> _The input_
---

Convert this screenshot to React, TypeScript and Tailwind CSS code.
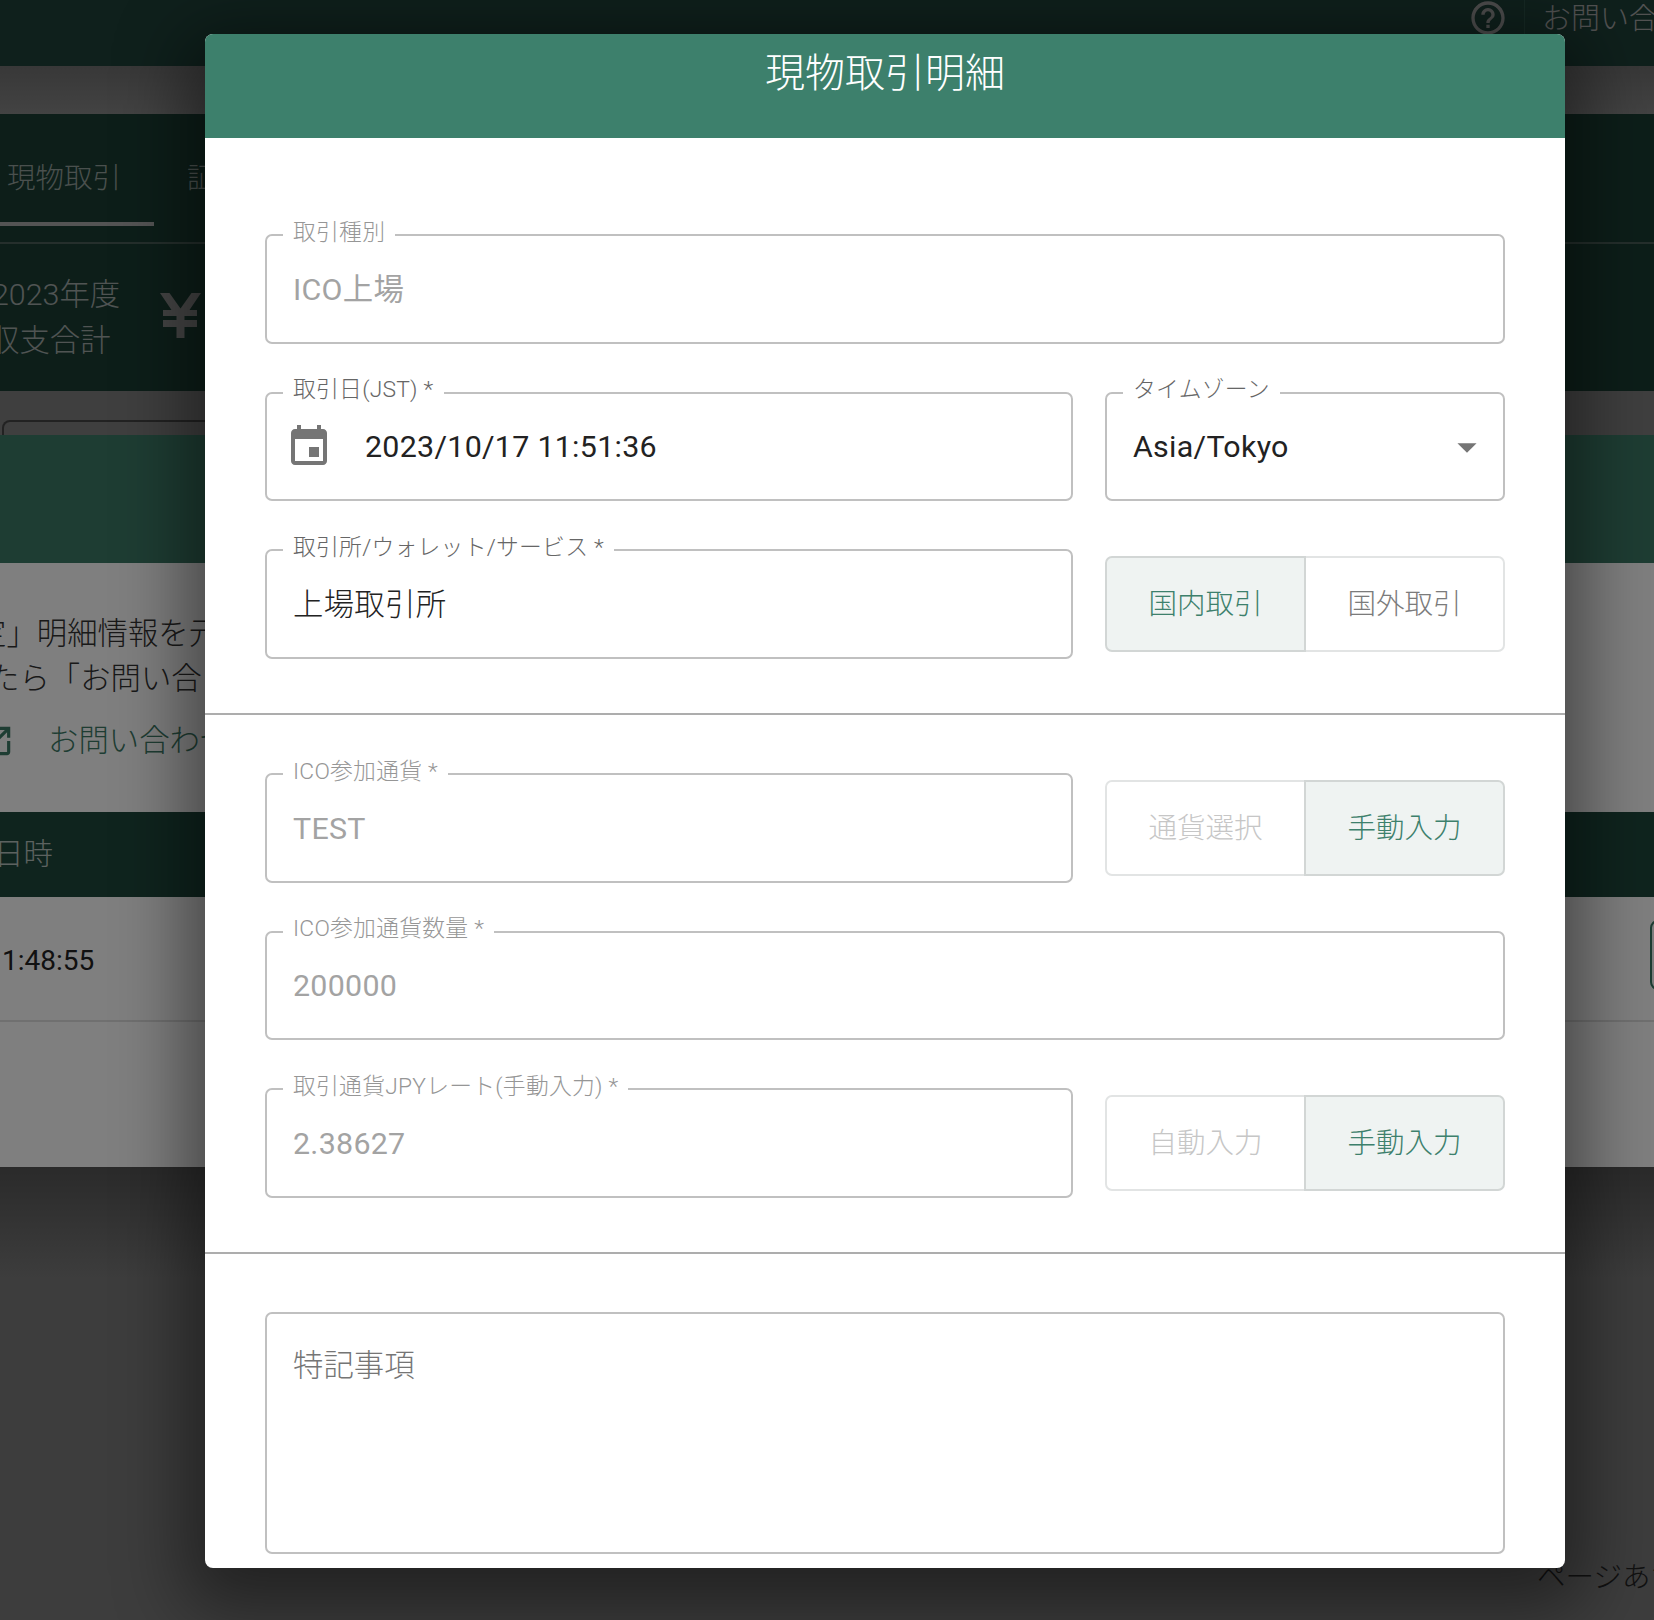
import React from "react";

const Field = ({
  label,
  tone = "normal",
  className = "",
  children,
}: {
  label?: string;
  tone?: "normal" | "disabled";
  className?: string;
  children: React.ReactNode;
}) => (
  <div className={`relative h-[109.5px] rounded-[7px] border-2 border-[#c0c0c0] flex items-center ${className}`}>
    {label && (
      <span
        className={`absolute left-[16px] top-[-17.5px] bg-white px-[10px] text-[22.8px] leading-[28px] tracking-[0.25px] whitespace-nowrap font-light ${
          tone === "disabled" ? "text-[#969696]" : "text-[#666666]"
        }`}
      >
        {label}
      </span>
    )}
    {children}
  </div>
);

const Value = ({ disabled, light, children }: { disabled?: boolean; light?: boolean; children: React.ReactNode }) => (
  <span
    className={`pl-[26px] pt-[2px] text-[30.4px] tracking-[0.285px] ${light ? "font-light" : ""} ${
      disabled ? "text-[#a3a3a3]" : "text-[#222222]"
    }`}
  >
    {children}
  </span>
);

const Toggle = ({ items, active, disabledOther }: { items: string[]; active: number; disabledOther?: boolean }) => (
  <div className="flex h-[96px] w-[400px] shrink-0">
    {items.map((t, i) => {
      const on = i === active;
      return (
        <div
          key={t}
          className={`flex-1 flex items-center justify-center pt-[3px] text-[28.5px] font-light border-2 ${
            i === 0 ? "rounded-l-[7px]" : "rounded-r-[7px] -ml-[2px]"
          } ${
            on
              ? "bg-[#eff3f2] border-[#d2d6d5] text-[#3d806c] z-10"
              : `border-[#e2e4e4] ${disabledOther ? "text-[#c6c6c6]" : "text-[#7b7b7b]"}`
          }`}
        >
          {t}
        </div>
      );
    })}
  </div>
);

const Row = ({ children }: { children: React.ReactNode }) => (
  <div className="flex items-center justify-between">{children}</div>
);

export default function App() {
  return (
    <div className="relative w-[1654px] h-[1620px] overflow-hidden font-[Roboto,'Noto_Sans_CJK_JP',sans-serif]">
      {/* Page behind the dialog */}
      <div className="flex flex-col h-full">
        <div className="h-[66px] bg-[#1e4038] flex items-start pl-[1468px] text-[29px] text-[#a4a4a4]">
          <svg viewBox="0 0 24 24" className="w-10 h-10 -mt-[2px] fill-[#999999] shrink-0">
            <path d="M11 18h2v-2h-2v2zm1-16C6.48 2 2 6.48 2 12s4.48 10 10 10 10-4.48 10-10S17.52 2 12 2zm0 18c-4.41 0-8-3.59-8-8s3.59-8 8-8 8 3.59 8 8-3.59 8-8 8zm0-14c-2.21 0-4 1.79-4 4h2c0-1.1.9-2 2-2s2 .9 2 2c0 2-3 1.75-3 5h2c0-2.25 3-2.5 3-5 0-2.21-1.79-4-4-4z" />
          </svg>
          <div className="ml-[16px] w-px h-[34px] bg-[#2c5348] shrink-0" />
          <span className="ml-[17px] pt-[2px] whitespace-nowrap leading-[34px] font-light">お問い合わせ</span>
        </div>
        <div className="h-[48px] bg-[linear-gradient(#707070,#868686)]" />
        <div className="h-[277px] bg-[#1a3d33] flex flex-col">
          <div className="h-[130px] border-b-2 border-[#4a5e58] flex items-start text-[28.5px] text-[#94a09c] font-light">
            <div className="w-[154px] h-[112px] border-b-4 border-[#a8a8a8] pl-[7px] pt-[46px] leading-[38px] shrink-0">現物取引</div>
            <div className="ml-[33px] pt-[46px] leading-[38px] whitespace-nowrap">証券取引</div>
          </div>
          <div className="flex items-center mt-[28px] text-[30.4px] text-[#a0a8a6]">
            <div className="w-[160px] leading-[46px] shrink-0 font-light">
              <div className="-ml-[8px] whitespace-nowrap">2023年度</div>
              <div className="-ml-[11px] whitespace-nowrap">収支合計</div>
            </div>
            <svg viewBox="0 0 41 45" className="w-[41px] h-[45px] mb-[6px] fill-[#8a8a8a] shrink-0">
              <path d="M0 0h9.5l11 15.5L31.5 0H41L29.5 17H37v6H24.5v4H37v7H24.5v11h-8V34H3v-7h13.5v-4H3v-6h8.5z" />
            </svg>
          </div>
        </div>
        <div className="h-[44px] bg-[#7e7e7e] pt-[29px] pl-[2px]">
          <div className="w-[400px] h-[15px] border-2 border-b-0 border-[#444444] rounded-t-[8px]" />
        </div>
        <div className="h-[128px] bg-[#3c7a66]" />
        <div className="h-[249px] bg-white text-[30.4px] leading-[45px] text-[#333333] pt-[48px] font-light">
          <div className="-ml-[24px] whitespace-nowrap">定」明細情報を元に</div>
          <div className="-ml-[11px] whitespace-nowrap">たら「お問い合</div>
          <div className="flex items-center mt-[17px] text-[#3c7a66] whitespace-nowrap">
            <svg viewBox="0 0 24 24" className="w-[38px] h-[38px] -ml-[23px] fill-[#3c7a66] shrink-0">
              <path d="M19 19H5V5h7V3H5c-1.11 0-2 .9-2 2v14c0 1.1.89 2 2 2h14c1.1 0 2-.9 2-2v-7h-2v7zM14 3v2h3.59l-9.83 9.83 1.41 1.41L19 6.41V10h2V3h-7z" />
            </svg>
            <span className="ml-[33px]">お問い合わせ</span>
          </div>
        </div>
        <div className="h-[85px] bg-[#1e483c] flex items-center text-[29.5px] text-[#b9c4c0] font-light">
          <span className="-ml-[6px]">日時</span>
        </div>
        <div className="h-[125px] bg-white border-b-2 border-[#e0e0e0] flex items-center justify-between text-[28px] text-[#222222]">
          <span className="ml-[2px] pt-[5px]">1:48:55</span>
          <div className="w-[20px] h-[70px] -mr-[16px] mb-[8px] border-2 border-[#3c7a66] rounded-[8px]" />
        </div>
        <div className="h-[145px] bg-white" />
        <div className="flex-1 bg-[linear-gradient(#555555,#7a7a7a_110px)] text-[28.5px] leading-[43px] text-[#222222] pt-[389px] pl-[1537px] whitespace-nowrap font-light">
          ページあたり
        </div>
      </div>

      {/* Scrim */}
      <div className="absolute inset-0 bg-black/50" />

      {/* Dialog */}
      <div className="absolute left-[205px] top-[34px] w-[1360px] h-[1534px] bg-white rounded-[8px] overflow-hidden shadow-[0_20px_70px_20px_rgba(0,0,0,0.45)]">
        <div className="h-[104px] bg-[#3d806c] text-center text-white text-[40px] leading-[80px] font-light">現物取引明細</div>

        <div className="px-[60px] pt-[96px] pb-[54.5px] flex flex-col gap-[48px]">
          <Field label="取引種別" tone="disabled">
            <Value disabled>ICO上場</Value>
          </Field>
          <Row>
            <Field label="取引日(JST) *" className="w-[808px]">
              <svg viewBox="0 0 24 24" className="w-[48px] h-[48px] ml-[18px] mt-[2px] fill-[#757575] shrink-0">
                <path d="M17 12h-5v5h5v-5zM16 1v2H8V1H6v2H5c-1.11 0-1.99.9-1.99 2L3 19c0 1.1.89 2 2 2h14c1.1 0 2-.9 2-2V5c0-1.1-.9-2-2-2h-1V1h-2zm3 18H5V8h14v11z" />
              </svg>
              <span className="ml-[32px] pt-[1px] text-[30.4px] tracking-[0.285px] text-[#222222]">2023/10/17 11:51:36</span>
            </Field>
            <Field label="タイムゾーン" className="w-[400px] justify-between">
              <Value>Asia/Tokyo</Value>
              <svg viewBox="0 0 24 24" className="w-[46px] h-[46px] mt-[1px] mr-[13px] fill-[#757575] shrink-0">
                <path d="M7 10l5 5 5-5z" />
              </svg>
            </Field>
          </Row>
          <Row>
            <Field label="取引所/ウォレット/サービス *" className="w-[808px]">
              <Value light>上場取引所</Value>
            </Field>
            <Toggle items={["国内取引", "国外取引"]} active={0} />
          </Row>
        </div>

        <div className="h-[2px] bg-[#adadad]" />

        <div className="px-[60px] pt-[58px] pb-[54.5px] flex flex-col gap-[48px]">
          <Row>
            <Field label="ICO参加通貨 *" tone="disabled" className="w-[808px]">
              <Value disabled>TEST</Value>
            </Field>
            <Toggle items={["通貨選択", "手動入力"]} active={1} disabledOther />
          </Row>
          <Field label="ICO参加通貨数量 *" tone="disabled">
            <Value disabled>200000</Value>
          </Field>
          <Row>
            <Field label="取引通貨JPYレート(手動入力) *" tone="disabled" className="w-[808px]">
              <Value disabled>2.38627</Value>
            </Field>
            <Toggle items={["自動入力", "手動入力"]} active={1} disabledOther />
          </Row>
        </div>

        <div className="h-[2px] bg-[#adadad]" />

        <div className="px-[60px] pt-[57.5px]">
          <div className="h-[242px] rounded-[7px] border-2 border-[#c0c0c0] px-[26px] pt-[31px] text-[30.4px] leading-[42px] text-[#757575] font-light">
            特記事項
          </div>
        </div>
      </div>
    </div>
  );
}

---

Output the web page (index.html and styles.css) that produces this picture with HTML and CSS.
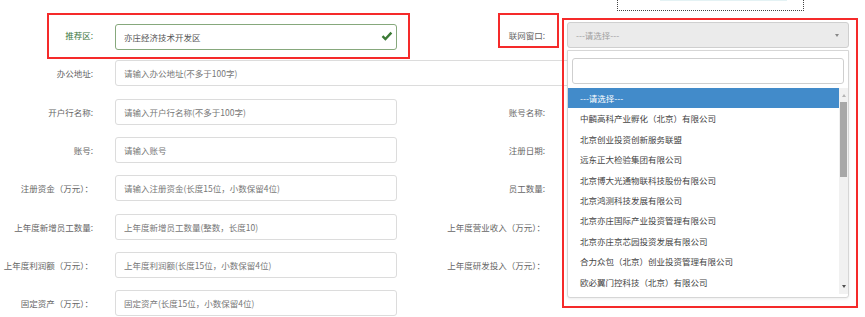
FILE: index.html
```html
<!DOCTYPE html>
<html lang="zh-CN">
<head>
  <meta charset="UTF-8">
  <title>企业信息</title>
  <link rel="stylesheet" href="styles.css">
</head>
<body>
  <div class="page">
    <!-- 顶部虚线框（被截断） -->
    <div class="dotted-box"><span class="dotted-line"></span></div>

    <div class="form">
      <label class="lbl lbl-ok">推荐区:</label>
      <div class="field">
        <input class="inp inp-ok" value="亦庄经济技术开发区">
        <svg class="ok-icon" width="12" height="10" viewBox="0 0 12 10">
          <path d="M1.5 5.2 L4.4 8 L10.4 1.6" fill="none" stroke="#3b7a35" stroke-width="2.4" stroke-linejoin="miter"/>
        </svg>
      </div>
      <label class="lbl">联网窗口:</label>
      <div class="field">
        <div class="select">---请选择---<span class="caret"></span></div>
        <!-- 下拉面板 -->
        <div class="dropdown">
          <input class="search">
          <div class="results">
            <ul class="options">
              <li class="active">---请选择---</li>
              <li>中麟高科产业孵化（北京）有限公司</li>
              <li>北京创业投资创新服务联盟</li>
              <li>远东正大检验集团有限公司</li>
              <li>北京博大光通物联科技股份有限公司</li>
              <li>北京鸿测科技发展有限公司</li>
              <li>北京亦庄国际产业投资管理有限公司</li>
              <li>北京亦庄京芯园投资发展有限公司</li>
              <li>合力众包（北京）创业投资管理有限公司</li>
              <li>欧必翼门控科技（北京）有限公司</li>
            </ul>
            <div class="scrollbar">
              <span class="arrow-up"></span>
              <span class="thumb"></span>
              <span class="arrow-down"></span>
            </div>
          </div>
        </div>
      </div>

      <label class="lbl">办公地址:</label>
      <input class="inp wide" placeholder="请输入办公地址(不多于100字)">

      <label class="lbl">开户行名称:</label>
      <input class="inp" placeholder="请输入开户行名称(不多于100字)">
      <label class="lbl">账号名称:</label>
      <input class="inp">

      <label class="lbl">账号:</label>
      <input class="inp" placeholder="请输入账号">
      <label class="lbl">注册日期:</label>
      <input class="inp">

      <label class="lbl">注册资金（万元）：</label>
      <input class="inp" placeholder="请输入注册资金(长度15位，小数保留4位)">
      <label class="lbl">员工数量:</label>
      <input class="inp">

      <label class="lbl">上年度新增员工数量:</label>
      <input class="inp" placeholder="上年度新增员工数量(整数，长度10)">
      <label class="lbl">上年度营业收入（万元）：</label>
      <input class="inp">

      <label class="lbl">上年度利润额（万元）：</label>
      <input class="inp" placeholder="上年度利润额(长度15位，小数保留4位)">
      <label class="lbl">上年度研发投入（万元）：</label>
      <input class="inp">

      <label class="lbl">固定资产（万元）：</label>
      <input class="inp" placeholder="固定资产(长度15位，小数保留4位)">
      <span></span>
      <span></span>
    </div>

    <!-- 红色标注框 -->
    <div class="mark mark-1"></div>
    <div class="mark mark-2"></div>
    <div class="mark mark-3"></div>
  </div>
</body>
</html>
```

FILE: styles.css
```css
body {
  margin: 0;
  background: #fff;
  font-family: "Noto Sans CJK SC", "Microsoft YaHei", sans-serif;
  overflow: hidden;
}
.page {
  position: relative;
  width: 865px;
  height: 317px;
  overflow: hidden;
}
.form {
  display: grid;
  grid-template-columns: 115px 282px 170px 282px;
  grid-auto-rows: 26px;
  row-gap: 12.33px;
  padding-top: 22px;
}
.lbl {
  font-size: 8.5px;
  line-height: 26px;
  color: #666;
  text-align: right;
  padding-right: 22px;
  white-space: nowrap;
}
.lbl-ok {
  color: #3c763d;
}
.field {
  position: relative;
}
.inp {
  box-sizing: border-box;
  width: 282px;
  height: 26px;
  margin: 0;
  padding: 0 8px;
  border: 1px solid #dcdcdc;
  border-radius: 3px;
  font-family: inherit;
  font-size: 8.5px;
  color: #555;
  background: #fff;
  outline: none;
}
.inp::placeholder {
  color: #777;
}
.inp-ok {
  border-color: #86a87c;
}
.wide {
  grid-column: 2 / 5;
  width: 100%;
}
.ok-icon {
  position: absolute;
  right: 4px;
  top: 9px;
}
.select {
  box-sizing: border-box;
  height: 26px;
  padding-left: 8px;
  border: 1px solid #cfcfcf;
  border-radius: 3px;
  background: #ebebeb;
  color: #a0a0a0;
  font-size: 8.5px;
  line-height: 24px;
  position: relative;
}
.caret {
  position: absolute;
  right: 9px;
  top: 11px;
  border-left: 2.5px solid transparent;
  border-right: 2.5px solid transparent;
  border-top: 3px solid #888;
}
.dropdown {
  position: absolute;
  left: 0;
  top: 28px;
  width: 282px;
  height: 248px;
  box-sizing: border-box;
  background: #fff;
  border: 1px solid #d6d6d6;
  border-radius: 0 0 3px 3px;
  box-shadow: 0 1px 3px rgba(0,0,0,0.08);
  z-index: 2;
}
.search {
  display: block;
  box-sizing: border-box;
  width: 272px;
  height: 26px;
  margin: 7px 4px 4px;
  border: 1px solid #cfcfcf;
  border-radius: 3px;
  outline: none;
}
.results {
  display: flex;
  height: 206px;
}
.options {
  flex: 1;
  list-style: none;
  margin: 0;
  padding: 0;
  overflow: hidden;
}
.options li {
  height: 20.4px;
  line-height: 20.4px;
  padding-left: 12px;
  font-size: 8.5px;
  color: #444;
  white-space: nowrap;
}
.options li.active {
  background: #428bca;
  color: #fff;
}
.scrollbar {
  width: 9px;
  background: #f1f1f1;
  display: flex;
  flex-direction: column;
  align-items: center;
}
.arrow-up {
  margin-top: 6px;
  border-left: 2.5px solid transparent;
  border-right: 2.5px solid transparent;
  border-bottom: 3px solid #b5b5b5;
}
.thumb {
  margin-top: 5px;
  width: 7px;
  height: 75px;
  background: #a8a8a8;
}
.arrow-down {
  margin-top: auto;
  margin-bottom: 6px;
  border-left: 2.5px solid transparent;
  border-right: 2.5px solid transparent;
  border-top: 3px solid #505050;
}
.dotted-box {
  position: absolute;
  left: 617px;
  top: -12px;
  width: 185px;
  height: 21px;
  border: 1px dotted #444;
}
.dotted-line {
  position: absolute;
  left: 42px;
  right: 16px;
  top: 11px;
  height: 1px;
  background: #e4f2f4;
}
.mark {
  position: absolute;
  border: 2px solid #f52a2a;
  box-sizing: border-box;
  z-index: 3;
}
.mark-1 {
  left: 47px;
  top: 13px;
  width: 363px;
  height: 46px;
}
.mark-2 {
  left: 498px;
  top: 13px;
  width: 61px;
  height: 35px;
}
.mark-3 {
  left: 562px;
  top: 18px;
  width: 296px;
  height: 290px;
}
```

---

> _Directions_
Leave out the pictures, and copy only the lines from the one holding "Convert this screenshot" through the one holding "import React from", exactly as written.

> _Result_
Convert this screenshot to React, TypeScript and Tailwind CSS code.
import React from "react";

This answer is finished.